Comparing the movie to the Indiana Jones franchise is inevitable, but one shouldn’t try to draw a comparison by quoting Indy himself. Seriously, why put yourself in that shadow? There have been many films inspired by the Jones series and failed to take up that mantle, but you don’t quote them. Especially when much of the story is progressed by characters walking around and noticing random symbols scratched on random walls that just happen to be the key to a centuries old mechanical puzzle. It’s never especially engaging nor does it manage to build tension.

When reframed as a movie adaptation of a video game, it stands out in it for its high production quality. It actually feels like watching a real movie, which is more than be said for the majority of game adaptations. Uncharted games always played like an interactive movie, so it’s a good fit for the bigger screen.
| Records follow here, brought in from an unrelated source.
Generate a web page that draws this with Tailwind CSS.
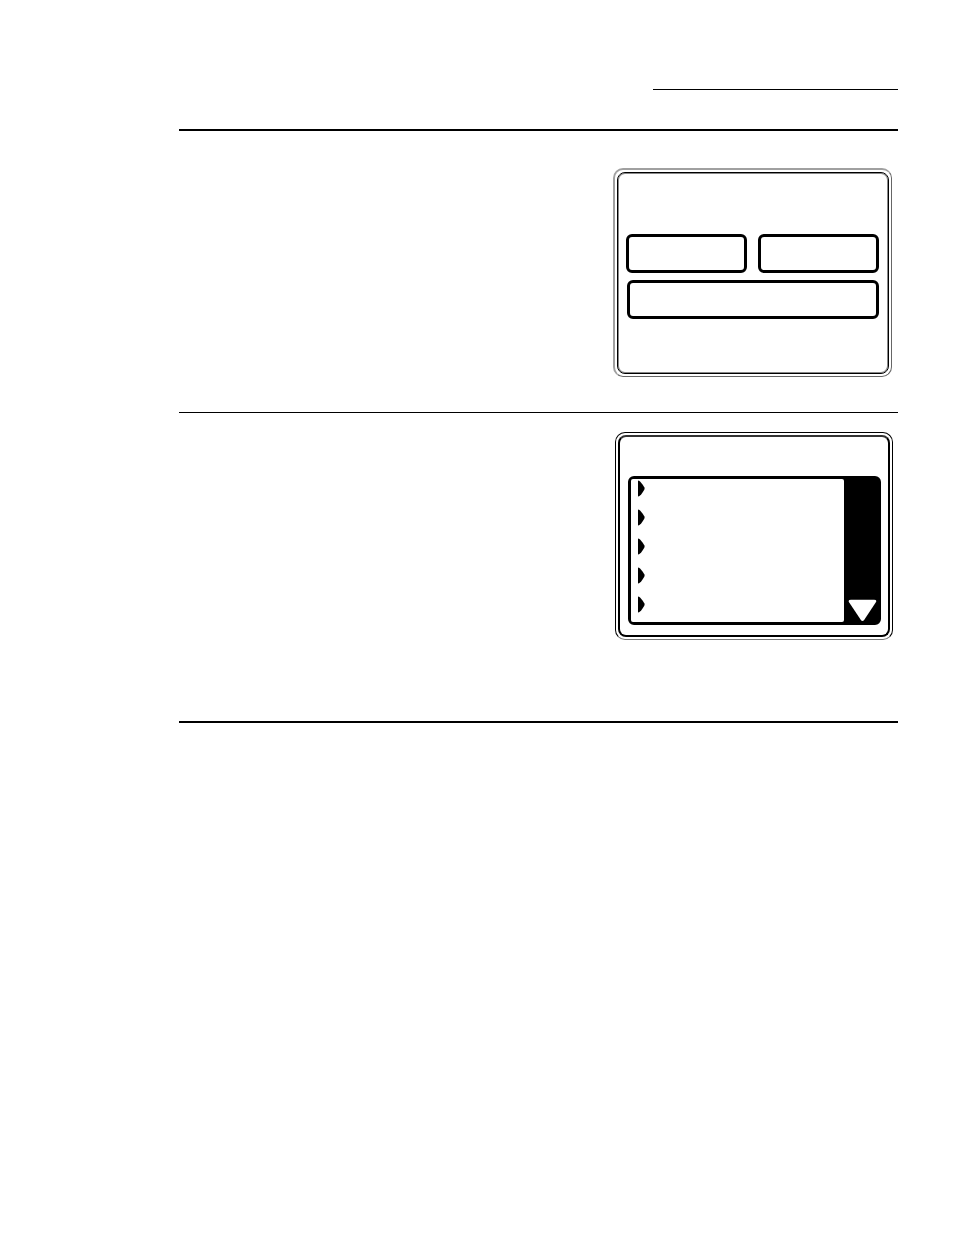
<!DOCTYPE html>
<html lang="en">
<head>
<meta charset="utf-8">
<meta name="viewport" content="width=device-width, initial-scale=1">
<title>Manual page</title>
<script src="https://cdn.jsdelivr.net/npm/@tailwindcss/browser@4"></script>
</head>
<body class="bg-white font-['Liberation_Sans',sans-serif] text-black">
<main class="flex min-h-screen flex-col pt-[89px] pr-14 pl-[179px]">
  <header class="flex h-10 justify-end">
    <div class="h-px w-[245px] bg-black"></div>
  </header>

  <section class="flex justify-end border-t-2 border-black pt-[37px] pr-[6px] pb-[35px]">
    <!-- Touch panel with three keys -->
    <div class="w-[279px] rounded-[10px] border border-t-2 border-l-2 border-[#666] border-t-[#a0a0a0] border-l-[#a0a0a0] p-[2px]">
      <div class="rounded-lg border border-black pt-[61px] pr-[9px] pb-[54px] pl-2 shadow-[inset_0_0_0_1px_#888]">
        <div class="flex justify-between gap-[11px]">
          <button type="button" aria-label="Left key" class="h-[39px] flex-1 rounded-md border-3 border-black bg-white"></button>
          <button type="button" aria-label="Right key" class="h-[39px] flex-1 rounded-md border-3 border-black bg-white"></button>
        </div>
        <div class="flex pt-[7px] pl-px">
          <button type="button" aria-label="Wide key" class="h-[39px] flex-1 rounded-md border-3 border-black bg-white"></button>
        </div>
      </div>
    </div>
  </section>

  <section class="flex justify-end border-t border-black pt-[19px] pr-[5px] pb-[81px]">
    <!-- Touch panel with a scrolling list -->
    <div class="w-[278px] rounded-[10px] border border-black border-b-[#777] p-[2px]">
      <div class="rounded-lg border-2 border-black border-t-[#333] pt-[39px] pr-[7px] pb-[10px] pl-2">
        <div class="flex rounded-md border-3 border-black bg-black">
          <ul class="flex flex-1 flex-col gap-3 rounded-[2px] bg-white pt-px pb-[9px] pl-[7px]">
            <li><svg class="block" width="7" height="17" viewBox="0 0 7 17"><path d="M0 1.2Q0 .2 1 .7Q3 1.8 6.3 7.3Q7 8.5 6.3 9.7Q3 15.2 1 16.3Q0 16.8 0 15.8Z"/></svg></li>
            <li><svg class="block" width="7" height="17" viewBox="0 0 7 17"><path d="M0 1.2Q0 .2 1 .7Q3 1.8 6.3 7.3Q7 8.5 6.3 9.7Q3 15.2 1 16.3Q0 16.8 0 15.8Z"/></svg></li>
            <li><svg class="block" width="7" height="17" viewBox="0 0 7 17"><path d="M0 1.2Q0 .2 1 .7Q3 1.8 6.3 7.3Q7 8.5 6.3 9.7Q3 15.2 1 16.3Q0 16.8 0 15.8Z"/></svg></li>
            <li><svg class="block" width="7" height="17" viewBox="0 0 7 17"><path d="M0 1.2Q0 .2 1 .7Q3 1.8 6.3 7.3Q7 8.5 6.3 9.7Q3 15.2 1 16.3Q0 16.8 0 15.8Z"/></svg></li>
            <li><svg class="block" width="7" height="17" viewBox="0 0 7 17"><path d="M0 1.2Q0 .2 1 .7Q3 1.8 6.3 7.3Q7 8.5 6.3 9.7Q3 15.2 1 16.3Q0 16.8 0 15.8Z"/></svg></li>
          </ul>
          <div class="flex w-[34px] items-end pl-1">
            <button type="button" aria-label="Scroll down">
              <svg class="block" width="29" height="23" viewBox="0 0 29 23"><path fill="#fff" d="M3 .7H26Q29.5 .7 27.7 3.6L16.3 20.8Q14.5 23.4 12.7 20.8L1.2 3.6Q-.5 .7 3 .7Z"/></svg>
            </button>
          </div>
        </div>
      </div>
    </div>
  </section>

  <div class="h-[2px] bg-black"></div>
</main>
</body>
</html>
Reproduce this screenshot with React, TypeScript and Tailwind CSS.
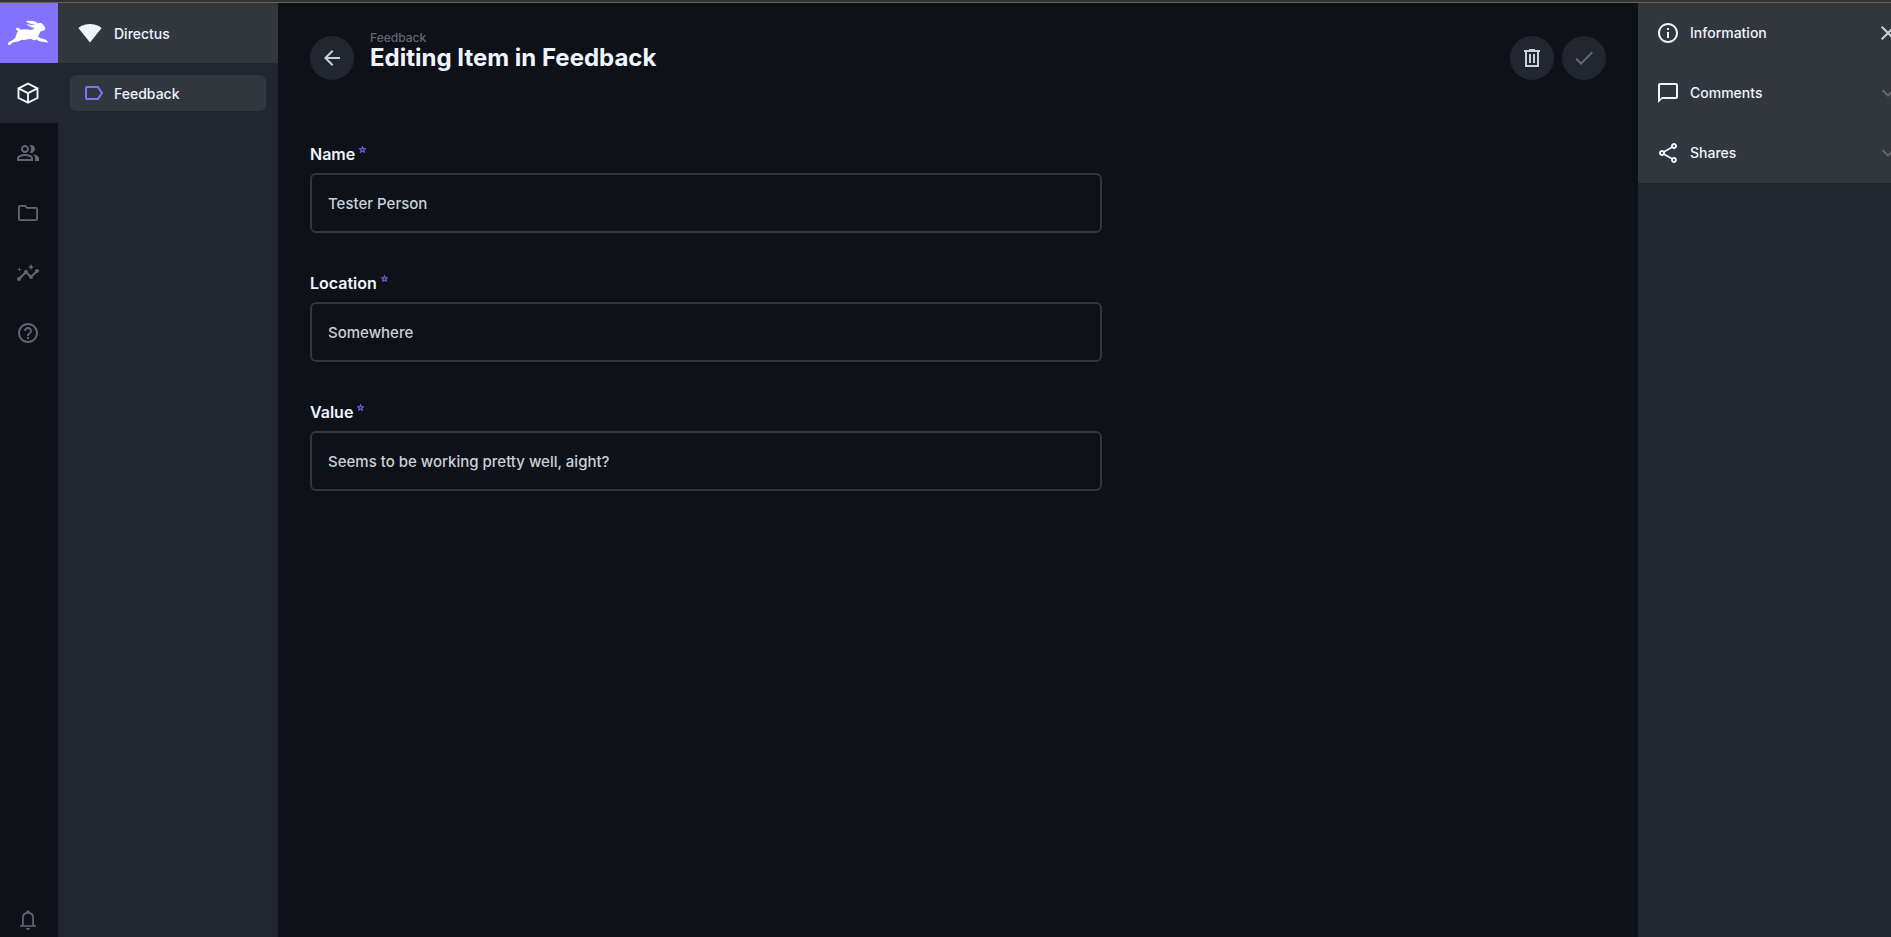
import type { ReactNode } from "react";
import {
  MdOutlinePeopleAlt,
  MdInsights,
  MdHelpOutline,
  MdSignalWifi4Bar,
  MdArrowBack,
  MdCheck,
  MdInfoOutline,
  MdChatBubbleOutline,
  MdOutlineShare,
  MdClose,
  MdExpandMore,
} from "react-icons/md";

function Rabbit() {
  return (
    <svg viewBox="0 0 132 90" className="h-[30px] w-11" fill="#fff" aria-hidden="true">
      <path d="M6 80Q5 75 9 72L20 66Q30 60 31 50Q32 44 37 40Q29 37 30 31Q33 27 40 31L43 35Q56 33 72 35Q82 36 86 30Q76 29 69 24Q64 20 60 17Q70 21 84 21L88 20Q76 19 67 15Q61 12 60 9Q72 7 83 9Q91 11 95 16Q103 12 109 18Q117 24 118 31Q118 38 108 39Q103 40 101 44Q99 51 96 56Q104 62 113 63Q122 64 126 72Q124 75 118 72Q106 72 97 68L91 64Q89 68 82 66Q77 62 70 63L54 66Q50 64 46 66Q38 72 25 72Q18 74 12 80Q9 82 6 80Z" />
    </svg>
  );
}

function BoxIcon() {
  return (
    <svg viewBox="0 0 24 24" className="size-6" fill="none" stroke="currentColor" strokeWidth="1.9" aria-hidden="true">
      <path d="M12 2.6 21.5 7.4V17L12 21.6 2.5 17V7.4ZM2.5 7.4 12 12.2 21.5 7.4M12 12.2V21.6" />
    </svg>
  );
}

function FolderIcon() {
  return (
    <svg viewBox="0 0 24 24" className="size-6" fill="none" stroke="currentColor" strokeWidth="1.8" aria-hidden="true">
      <path d="M4 4.9H9L11 6.9H20Q21.1 6.9 21.1 8V18Q21.1 19.1 20 19.1H4Q2.9 19.1 2.9 18V6Q2.9 4.9 4 4.9Z" />
    </svg>
  );
}

function BellIcon() {
  return (
    <svg viewBox="0 0 24 24" className="size-6" fill="none" stroke="currentColor" strokeWidth="1.7" aria-hidden="true">
      <path d="M4 18H20M6.9 18V10Q6.9 4.9 12 4.9T17.1 10V18" />
      <path d="M12 2.2A1.5 1.5 0 0 1 13.5 3.7V5H10.5V3.7A1.5 1.5 0 0 1 12 2.2ZM10 20H14A2 2 0 0 1 10 20Z" fill="currentColor" stroke="none" />
    </svg>
  );
}

function LabelIcon() {
  return (
    <svg viewBox="0 0 24 24" className="size-6" fill="none" stroke="#8371ff" strokeWidth="2" aria-hidden="true">
      <path d="M5 6H15.8L20 12 15.8 18H5Q4 18 4 17V7Q4 6 5 6Z" />
    </svg>
  );
}

function TrashIcon() {
  return (
    <svg viewBox="0 0 24 24" className="size-6" fill="none" stroke="currentColor" strokeWidth="2" aria-hidden="true">
      <path d="M4 5H20M9 4H15M6 5V20H18V5M10 8V17M14 8V17" />
    </svg>
  );
}

function ModuleLink({ label, active, children }: { label: string; active?: boolean; children: ReactNode }) {
  return (
    <a
      href="#"
      aria-label={label}
      className={`flex h-[60px] shrink-0 items-center pl-4 ${active ? "bg-[#22262e] text-[#f0f4ff]" : "text-[#666672]"}`}
    >
      {children}
    </a>
  );
}

function Field({ id, label, value }: { id: string; label: string; value: string }) {
  return (
    <div>
      <label htmlFor={id} className="mb-[7px] flex h-6 items-center text-base font-semibold text-[#f0f4ff]">
        {label}
        <svg viewBox="0 0 24 24" className="mb-2.5 ml-1 size-[7px]" fill="none" stroke="#6f5fe6" strokeWidth="4" aria-hidden="true">
          <path d="M12 3 14.6 9.3 21.5 9.9 16.3 14.4 17.9 21 12 17.5 6.1 21 7.7 14.4 2.5 9.9 9.4 9.3Z" />
        </svg>
      </label>
      <input
        id={id}
        defaultValue={value}
        className="h-[60px] w-full rounded-md border-2 border-[#32363d] bg-transparent px-4 text-[15px] font-medium text-[#c9d1d9] outline-none focus:border-[#8371ff]"
      />
    </div>
  );
}

function SidebarItem({ icon, label, end }: { icon: ReactNode; label: string; end: ReactNode }) {
  return (
    <button type="button" className="flex h-[60px] w-full items-center bg-[#32363d] pl-[18px] text-[#f0f4ff]">
      {icon}
      <span className="ml-2.5 text-sm font-medium">{label}</span>
      <span className="ml-auto">{end}</span>
    </button>
  );
}

export default function App() {
  return (
    <div className="flex h-screen flex-col overflow-hidden bg-[#0e1118] font-['Inter',sans-serif] text-[#c9d1d9]">
      <div className="h-[3px] shrink-0 border-b border-[#626262] bg-[#333333]" />
      <div className="flex min-h-0 flex-1">
        <nav aria-label="Modules" className="flex w-[58px] shrink-0 flex-col">
          <a href="#" aria-label="Home" className="flex h-[60px] shrink-0 items-center bg-[#8371ff] pl-1.5">
            <Rabbit />
          </a>
          <ModuleLink label="Content" active><BoxIcon /></ModuleLink>
          <ModuleLink label="User directory"><MdOutlinePeopleAlt className="size-6" /></ModuleLink>
          <ModuleLink label="File library"><FolderIcon /></ModuleLink>
          <ModuleLink label="Insights"><MdInsights className="size-6" /></ModuleLink>
          <ModuleLink label="Documentation"><MdHelpOutline className="size-6" /></ModuleLink>
          <button type="button" aria-label="Notifications" className="mt-auto pb-[5px] pl-4 text-[#666672]">
            <BellIcon />
          </button>
        </nav>

        <aside className="w-[220px] shrink-0 bg-[#22262e] text-sm font-medium text-[#f0f4ff]">
          <div className="flex h-[60px] items-center gap-3 bg-[#32363d] pl-5">
            <MdSignalWifi4Bar className="size-6" />
            <span className="pt-0.5">Directus</span>
          </div>
          <div className="p-3">
            <a href="#" className="flex h-9 items-center gap-2 rounded-md bg-[#32363d] pl-3">
              <LabelIcon />
              <span className="pt-0.5">Feedback</span>
            </a>
          </div>
        </aside>

        <main className="min-w-0 flex-1 px-8">
          <header className="flex items-center pt-[27px]">
            <button type="button" aria-label="Back" className="flex size-11 items-center justify-center rounded-full bg-[#22262e]">
              <MdArrowBack className="size-6" />
            </button>
            <div className="mb-4 ml-4">
              <a href="#" className="block text-xs leading-4 font-medium text-[#666672]">Feedback</a>
              <h1 className="text-2xl leading-6 font-bold text-[#f0f4ff]">Editing Item in Feedback</h1>
            </div>
            <div className="ml-auto flex gap-2">
              <button type="button" aria-label="Delete item" className="flex size-11 items-center justify-center rounded-full bg-[#22262e]">
                <TrashIcon />
              </button>
              <button type="button" aria-label="Save" className="flex size-11 items-center justify-center rounded-full bg-[#22262e] text-[#666672]">
                <MdCheck className="size-6" />
              </button>
            </div>
          </header>
          <form className="mt-14 flex max-w-[792px] flex-col gap-[38px]">
            <Field id="name" label="Name" value="Tester Person" />
            <Field id="location" label="Location" value="Somewhere" />
            <Field id="value" label="Value" value="Seems to be working pretty well, aight?" />
          </form>
        </main>

        <aside className="w-[253px] shrink-0 overflow-hidden bg-[#22262e]">
          <div className="w-[262px]">
            <SidebarItem icon={<MdInfoOutline className="size-6" />} label="Information" end={<MdClose className="size-6 text-[#c9d1d9]" />} />
            <SidebarItem icon={<MdChatBubbleOutline className="size-6" />} label="Comments" end={<MdExpandMore className="size-6 text-[#666672]" />} />
            <SidebarItem icon={<MdOutlineShare className="size-6" />} label="Shares" end={<MdExpandMore className="size-6 text-[#666672]" />} />
          </div>
        </aside>
      </div>
    </div>
  );
}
A special final mention of the most pathetically ineffective throat-slit we’ve ever seen in cinemas. What is presented as an immediately fatal attack looks like a red sharpie was dragged across his neck. Some characters find the body later and it’s still only produced a slight drizzle of blood. It’s a far from serious movie with straight up cartoon physics, but I got really stuck on this one. Even just put him face down so you don’t draw attention to it.

It’s only remarkable in how bland it is. Better casting might have tipped it into being more fun, maybe Nathan Fillion as the younger Sully. It feels like it’ll come easy to him.